Hi, everyone. Dan on for Tim Horan. Thank you for taking my question. I don't believe you currently support Comcast and Charter's mobile business. Their mobile business is obviously growing extremely fast, adding around 1 million subscribers this quarter combined. Wouldn't it make sense for Comcast and Charter to consolidate onto one platform? Are customers currently getting two bills, one for their broadband and video services and the other for mobile? Thank you.
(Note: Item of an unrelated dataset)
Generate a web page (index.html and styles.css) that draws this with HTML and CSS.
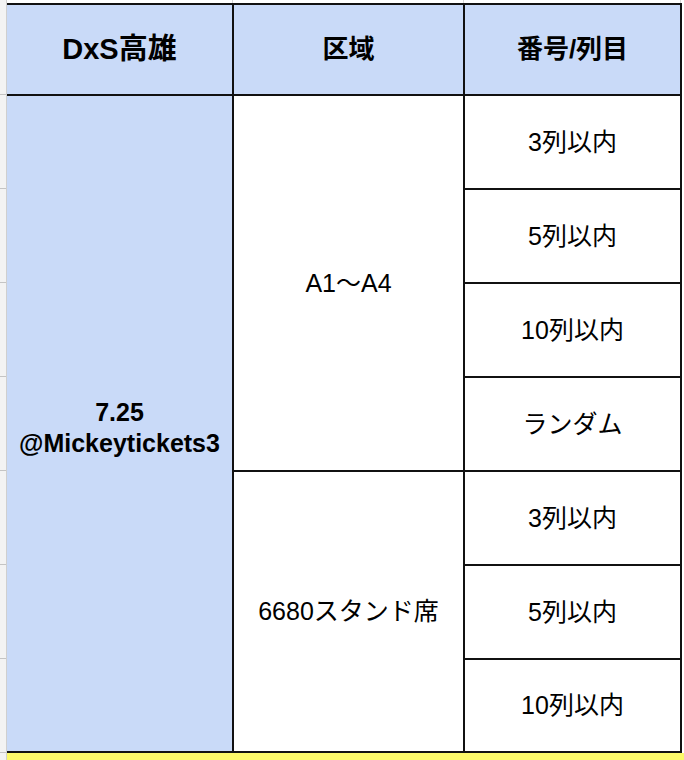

Yes, hey Dan, thanks for the question. Thanks for joining. Hope you're doing great. We love the question. Yes, that is something that we try to raise to our good customers and the execs at both Comcast and Charter. We do not serve their wireless businesses with our BSS platforms. We respect that our customers often use different vendors for different parts of their business. However, we do try to provide business cases for why it could make sense to consolidate. Currently, these platforms are separate, and customers receive two bills for their broadband and mobile services. Although we work with Comcast and Charter, alongside one of our competitors, to deliver a strong customer experience, we believe that consolidation could offer more value over time, though the choice is ultimately theirs.
Got it. Thank you so much.
Thanks, Dan.
Thank you. And I currently don't see anyone else in the queue. I'd like to turn it back to Mr. Shepherd for closing comments.
Thanks everyone for joining the call. We're extremely proud of Q2. But for us, like we talked about earlier, we're now a month and two days into Q3. As good as Q2 was, we think we can still do better. We can do better on EPS, we can do better on our interest expense, and we can deploy more capital in ways that add shareholder value with good acquisitions. We're proud of what we're doing, but we've got a lot of work to do to keep elevating the results. Thanks for the time, and I look forward to talking to you next quarter.
Thank you, ladies and gentlemen. That will conclude the CSG Systems Q2 2023 earnings conference call. We'd like to thank you all so much for joining us, and wish you all a great remainder of your day. Goodbye.